Die Zehn Gebote seien in den ersten Jahrhunderten der Verschriftlichung lange nicht so in Stein gemeißelt gewesen wie vermutet, erklärte der Münsteraner Bibelforscher Cornelis de Vos in einer verbreiteten Mitteilung des Exzellenzclusters "Religion und Politik" an der Universität Münster. "Gruppen von Juden und Christen veränderten sie zuweilen." So habe etwa die eine Gruppe das Tötungsverbot verschärft, eine andere das Ehebruchverbot um sexualethische Normen erweitert.
Zahlreiche antike jüdische, christliche und heidnische Schriftsteller hätten wie viele ihrer Zeitgenossen die Begierde als Wurzel allen Übels gesehen und "eine gewisse Abneigung gegen Sexualität" gehegt, erklärte der Forscher, der eine Untersuchung sämtlicher überlieferter jüdischer und christlicher Texte aus der Frühzeit der Zehn Gebote veröffentlicht hat. "Die Texte fügten eine Reihe sexueller Praktiken hinzu, die als verwerflich galten und verboten werden sollten: Hurerei, Knabenschänderei, Homosexualität, Abtreibung oder das Töten von Neugeborenen aus Mangel an Verhütungsmitteln."
Die samaritanischen Juden hätten beispielsweise Einfügungen direkt am Originaltext vorgenommen, erläuterte Forscher. Sie hätten die Zehn Gebote der Tora zunächst zu neun verdichtet. Vermutlich gegen Ende des zweiten Jahrhunderts vor Christus hätten sie ein neues zehntes Gebot hinzugefügt. Damit hätten sie den Bau eines Heiligtums auf dem Berg Garizim in Samaria in Konkurrenz zum jüdischen Tempel in Jerusalem legitimieren wollen. Das sei eine bewusste Abgrenzung von der Mehrheit der Juden gewesen.

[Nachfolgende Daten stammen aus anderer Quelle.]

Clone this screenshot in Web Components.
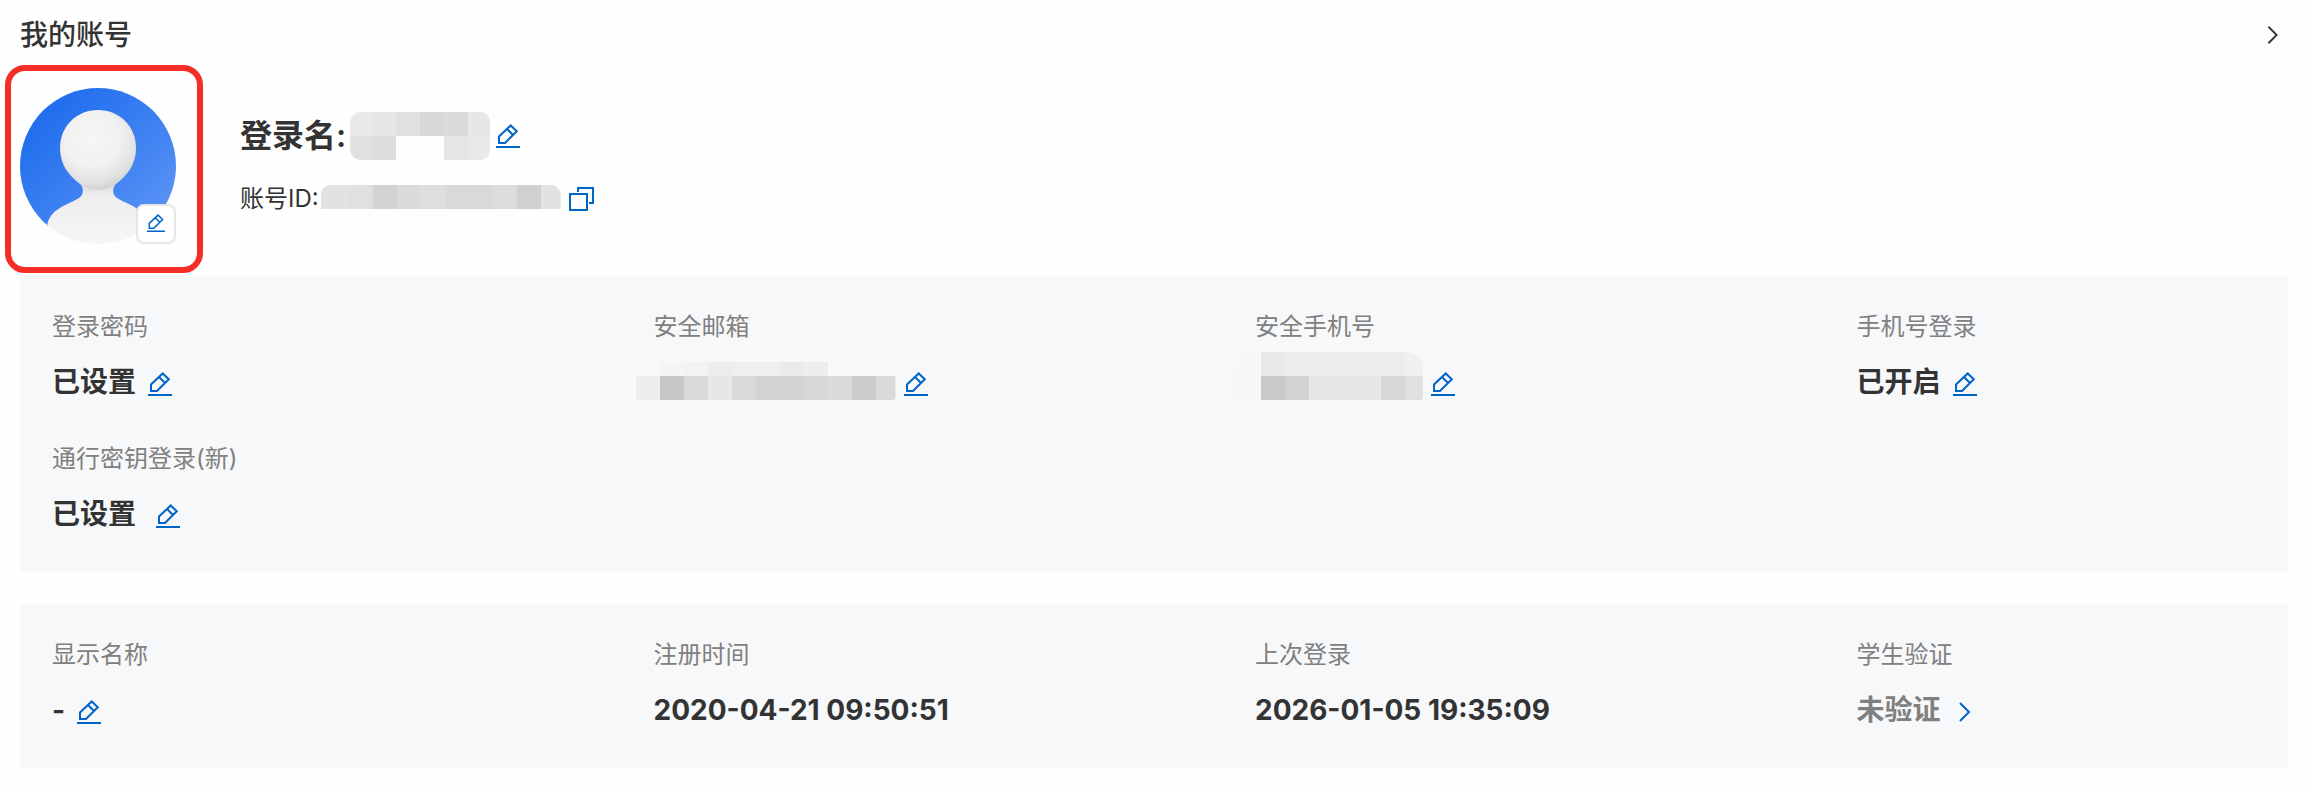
<!DOCTYPE html>
<html lang="zh-CN">
<head>
<meta charset="utf-8">
<meta name="viewport" content="width=device-width, initial-scale=1">
<title>我的账号</title>
<style>
body {
	margin: 0;
	background: #fefefe;
	color: #333;
	font-family: Inter, "Noto Sans CJK SC", sans-serif;
}
</style>
</head>
<body>
<account-page></account-page>
<script>
const xmlns = 'http://www.w3.org/2000/svg';
const icons = {
	edit: {
		width: 24,
		body: '<path d="M3 19V12.5L14.7 1.5L20.8 7.3L9 19Z M11 5L17 11 M0 23H24" />',
	},
	copy: {
		width: 25,
		body: '<path d="M1 7H18V23H1Z M9 5V1H24V16H20" />',
	},
	chevron: {
		width: 24,
		body: '<path d="M7 3L16 12L7 21" />',
	},
};

/** Rows are [y, height, x0, color, x1, color, ... , xEnd] */
const masks = {
	name: {
		width: 140, height: 48, clip: 'inset(0 round 10px)',
		rows: [
			[0, 24, 0, '#e9e9e9', 22, '#e6e6e6', 46, '#e0e0e0', 70, '#d8d8d8', 94, '#dadada', 118, '#e7e7e7', 140],
			[24, 24, 0, '#e1e1e1', 22, '#dcdcdc', 46, 'none', 94, '#e5e5e5', 118, '#e9e9e9', 140],
		],
	},
	id: {
		width: 240, height: 24, clip: 'inset(0 round 10px 10px 0 0)',
		rows: [
			[0, 24, 0, '#e2e2e2', 28, '#e0e0e0', 52, '#d3d3d3', 76, '#dbdbdb', 100, '#dedede', 124, '#d9d9d9', 172, '#dddddd', 196, '#d0d0d0', 220, '#e2e2e2', 240],
		],
	},
	email: {
		width: 260, height: 48, clip: 'inset(0 round 0 0 3px 3px)',
		rows: [
			[10, 14, 24, '#f5f5f6', 48, '#f2f3f4', 72, '#ededee', 96, '#eeefef', 144, '#e9eaeb', 168, '#eeeef0', 192],
			[24, 24, 0, '#eceeef', 24, '#c7c8ca', 48, '#d9dadc', 72, '#e6e7e9', 96, '#d8d9db', 120, '#d1d2d4', 144, '#d2d3d5', 168, '#d7d8da', 192, '#d9dadc', 216, '#cacbcd', 240, '#d9dadc', 260],
		],
	},
	phone: {
		width: 186, height: 48, clip: 'inset(0 round 16px 16px 3px 3px)',
		rows: [
			[0, 24, 0, '#f6f7f8', 24, '#e8e9ea', 48, '#ebeced', 72, '#ecedee', 120, '#edeeef', 144, '#ecedee', 168, '#eff0f1', 186],
			[24, 24, 0, '#f6f7f8', 24, '#c9cacc', 48, '#d1d2d4', 72, '#e5e7e9', 144, '#d6d7d9', 168, '#dfe1e1', 186],
		],
	},
};

class IconButton extends HTMLElement {
	constructor() {
		super();
		this.attachShadow({ mode: 'open' });
	}

	connectedCallback() {
		const icon = icons[this.getAttribute('icon')];
		this.shadowRoot.innerHTML = `
<style>
:host {
	display: inline-flex;
	flex: none;
	color: #0064c8;
}
button {
	display: flex;
	padding: 0;
	border: none;
	background: transparent;
	color: inherit;
	cursor: pointer;
}
svg {
	display: block;
	height: var(--icon-size, 24px);
	fill: none;
	stroke: currentColor;
	stroke-width: 2;
}
</style>
<button type="button" aria-label="${this.getAttribute('label')}">
	<svg xmlns="${xmlns}" viewBox="0 0 ${icon.width} 24">${icon.body}</svg>
</button>
`;
	}
}
customElements.define('icon-button', IconButton);

class MaskedText extends HTMLElement {
	constructor() {
		super();
		this.attachShadow({ mode: 'open' });
	}

	connectedCallback() {
		const mask = masks[this.getAttribute('kind')];
		const rects = mask.rows.map(([y, height, ...cells]) => {
			let out = '';
			for (let i = 0; i + 2 < cells.length; i += 2) {
				out += `<rect x="${cells[i]}" y="${y}" width="${cells[i + 2] - cells[i]}" height="${height}" fill="${cells[i + 1]}" />`;
			}
			return out;
		}).join('');
		this.shadowRoot.innerHTML = `
<style>
:host {
	display: block;
	flex: none;
}
svg {
	display: block;
	clip-path: ${mask.clip};
	shape-rendering: crispEdges;
}
</style>
<svg xmlns="${xmlns}" width="${mask.width}" height="${mask.height}" aria-hidden="true">${rects}</svg>
`;
	}
}
customElements.define('masked-text', MaskedText);

const avatarTemplate = document.createElement('template');
avatarTemplate.innerHTML = `
<style>
:host {
	display: block;
	position: relative;
	flex: none;
	width: 156px;
	height: 156px;
}
svg {
	display: block;
	width: 100%;
	height: 100%;
}
.marker {
	position: absolute;
	inset: -23px -27px -29px -15px;
	border: 6px solid #f52d27;
	border-radius: 20px;
	pointer-events: none;
}
.badge {
	position: absolute;
	right: 0;
	bottom: 0;
	display: flex;
	align-items: center;
	justify-content: center;
	box-sizing: border-box;
	width: 40px;
	height: 40px;
	padding-bottom: 2px;
	border: 2px solid #e5e5e5;
	border-radius: 8px;
	background: #fff;
	--icon-size: 18px;
}
</style>
<svg xmlns="${xmlns}" viewBox="0 0 156 156" aria-hidden="true">
	<defs>
		<linearGradient id="sky" x1="0.15" y1="0.15" x2="0.9" y2="0.85">
			<stop offset="0" stop-color="#1f6dee" />
			<stop offset="1" stop-color="#5590f4" />
		</linearGradient>
		<radialGradient id="face" gradientUnits="userSpaceOnUse" cx="72" cy="50" r="56">
			<stop offset="0" stop-color="#f6f6f6" />
			<stop offset="0.5" stop-color="#f1f1f1" />
			<stop offset="0.8" stop-color="#e1e1e1" />
			<stop offset="1" stop-color="#cbcbcb" />
		</radialGradient>
		<linearGradient id="torso" x1="0" y1="0" x2="0" y2="1">
			<stop offset="0" stop-color="#d8d8d8" />
			<stop offset="0.25" stop-color="#ededed" />
			<stop offset="1" stop-color="#f6f6f6" />
		</linearGradient>
		<clipPath id="disc"><circle cx="78" cy="78" r="78" /></clipPath>
	</defs>
	<g clip-path="url(#disc)">
		<path fill="url(#sky)" d="M0 0H156V138H0Z" />
		<path fill="url(#torso)" d="M56 92C64 97 65 106 59 110C48 117 30 120 27 138V156H129V138C126 120 108 117 97 110C91 106 92 97 100 92Z" />
		<path fill="url(#face)" d="M78 22C57 22 40 38 40 60C40 76 48 87 60 96C64 99 70 102 78 102C86 102 92 99 96 96C108 87 116 76 116 60C116 38 99 22 78 22Z" />
	</g>
</svg>
<div class="badge"><icon-button icon="edit" label="修改头像"></icon-button></div>
<div class="marker"></div>
`;

class UserAvatar extends HTMLElement {
	constructor() {
		super();
		this.attachShadow({ mode: 'open' });
		this.shadowRoot.appendChild(avatarTemplate.content.cloneNode(true));
	}
}
customElements.define('user-avatar', UserAvatar);

const panelTemplate = document.createElement('template');
panelTemplate.innerHTML = `
<style>
:host {
	display: grid;
	grid-template-columns: repeat(4, minmax(0, 1fr));
	gap: 36px 200px;
	padding: 32px 30px 36px 32px;
	background: #f7f8fa;
}
</style>
<slot></slot>
`;

class InfoPanel extends HTMLElement {
	constructor() {
		super();
		this.attachShadow({ mode: 'open' });
		this.shadowRoot.appendChild(panelTemplate.content.cloneNode(true));
	}
}
customElements.define('info-panel', InfoPanel);

const itemTemplate = document.createElement('template');
itemTemplate.innerHTML = `
<style>
:host {
	display: block;
	white-space: nowrap;
}
.label {
	margin-bottom: 14px;
	color: #808080;
	font-size: 24px;
	line-height: 38px;
}
.value {
	display: flex;
	align-items: center;
	gap: 12px;
	height: 44px;
	font-size: 28px;
	font-weight: 700;
	line-height: 44px;
}
:host([muted]) .value {
	color: #808080;
}
:host([wide]) .value {
	gap: 20px;
}
:host([masked]) .value {
	gap: 8px;
}
::slotted(icon-button) {
	margin-top: 4px;
}
::slotted(masked-text) {
	margin: -12px 0 0 -18px;
}
</style>
<div class="label"></div>
<div class="value"><slot></slot></div>
`;

class InfoItem extends HTMLElement {
	static observedAttributes = ['label'];

	constructor() {
		super();
		this.attachShadow({ mode: 'open' });
		this.shadowRoot.appendChild(itemTemplate.content.cloneNode(true));
	}

	/**
	 * @param {string} _name
	 * @param {string} _oldValue
	 * @param {string} newValue
	 */
	attributeChangedCallback(_name, _oldValue, newValue) {
		this.shadowRoot.querySelector('.label').textContent = newValue;
	}
}
customElements.define('info-item', InfoItem);

const pageTemplate = document.createElement('template');
pageTemplate.innerHTML = `
<style>
:host {
	display: flex;
	flex-direction: column;
	gap: 32px;
	padding: 14px 18px 24px 20px;
}
header {
	display: flex;
	align-items: center;
	justify-content: space-between;
}
h1 {
	margin: 0;
	font-size: 28px;
	font-weight: 500;
	line-height: 42px;
}
header icon-button {
	margin-right: 4px;
	color: #333;
	--icon-size: 22px;
}
.profile {
	display: flex;
	gap: 64px;
}
.info {
	display: flex;
	flex-direction: column;
	gap: 20px;
	padding-top: 24px;
	white-space: nowrap;
}
.name,
.uid {
	display: flex;
	align-items: center;
}
.name {
	gap: 6px;
	font-size: 32px;
	font-weight: 600;
	line-height: 48px;
}
.uid {
	gap: 8px;
	font-size: 24px;
	line-height: 38px;
}
.field {
	display: flex;
	align-items: center;
}
.name .field {
	gap: 4px;
}
.uid .field {
	gap: 2px;
}
.uid masked-text {
	margin-bottom: 4px;
}
</style>
<header>
	<h1>我的账号</h1>
	<icon-button icon="chevron" label="查看账号详情"></icon-button>
</header>
<section class="profile">
	<user-avatar></user-avatar>
	<div class="info">
		<div class="name">
			<div class="field"><span>登录名:</span><masked-text kind="name"></masked-text></div>
			<icon-button icon="edit" label="修改登录名"></icon-button>
		</div>
		<div class="uid">
			<div class="field"><span>账号ID:</span><masked-text kind="id"></masked-text></div>
			<icon-button icon="copy" label="复制账号ID"></icon-button>
		</div>
	</div>
</section>
<info-panel>
	<info-item label="登录密码"><span>已设置</span><icon-button icon="edit" label="修改登录密码"></icon-button></info-item>
	<info-item label="安全邮箱" masked><masked-text kind="email"></masked-text><icon-button icon="edit" label="修改安全邮箱"></icon-button></info-item>
	<info-item label="安全手机号" masked><masked-text kind="phone"></masked-text><icon-button icon="edit" label="修改安全手机号"></icon-button></info-item>
	<info-item label="手机号登录"><span>已开启</span><icon-button icon="edit" label="修改手机号登录"></icon-button></info-item>
	<info-item label="通行密钥登录(新)" wide><span>已设置</span><icon-button icon="edit" label="修改通行密钥"></icon-button></info-item>
</info-panel>
<info-panel>
	<info-item label="显示名称"><span>-</span><icon-button icon="edit" label="修改显示名称"></icon-button></info-item>
	<info-item label="注册时间"><span>2020-04-21 09:50:51</span></info-item>
	<info-item label="上次登录"><span>2026-01-05 19:35:09</span></info-item>
	<info-item label="学生验证" muted><span>未验证</span><icon-button icon="chevron" label="去验证"></icon-button></info-item>
</info-panel>
`;

class AccountPage extends HTMLElement {
	constructor() {
		super();
		this.attachShadow({ mode: 'open' });
		this.shadowRoot.appendChild(pageTemplate.content.cloneNode(true));
	}
}
customElements.define('account-page', AccountPage);
</script>
</body>
</html>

Die Zehn Gebote sind eine Reihe von Geboten und Verboten des Gottes Israels in der Hebräischen Bibel in Form von direkter Rede Gottes an sein Volk. Dort stehen sie an zwei Stellen in leicht unterschiedlicher Version (2. Mose 20 und 5. Mose 5). Die Gebote des Dekalogs wurden vermutlich über mehrere Jahrhunderte mündlich überliefert, bevor sie aufgeschrieben wurden.
In seiner Studie habe de Vos sämtliche jüdische und christliche Quellen von etwa 300 vor Christus bis 200 nach Christus untersucht, die auf den Dekalog zurückgriffen, erklärte die Universität. Die Untersuchung ist unter dem Titel "Rezeption und Wirkung des Dekalogs in jüdischen und christlichen Schriften bis 200 n. Chr." im Verlag Brill in Leiden und Boston erschienen.
Dieser Text wurde erstmalig am 4. November 2016 auf evangelisch.de veröffentlicht.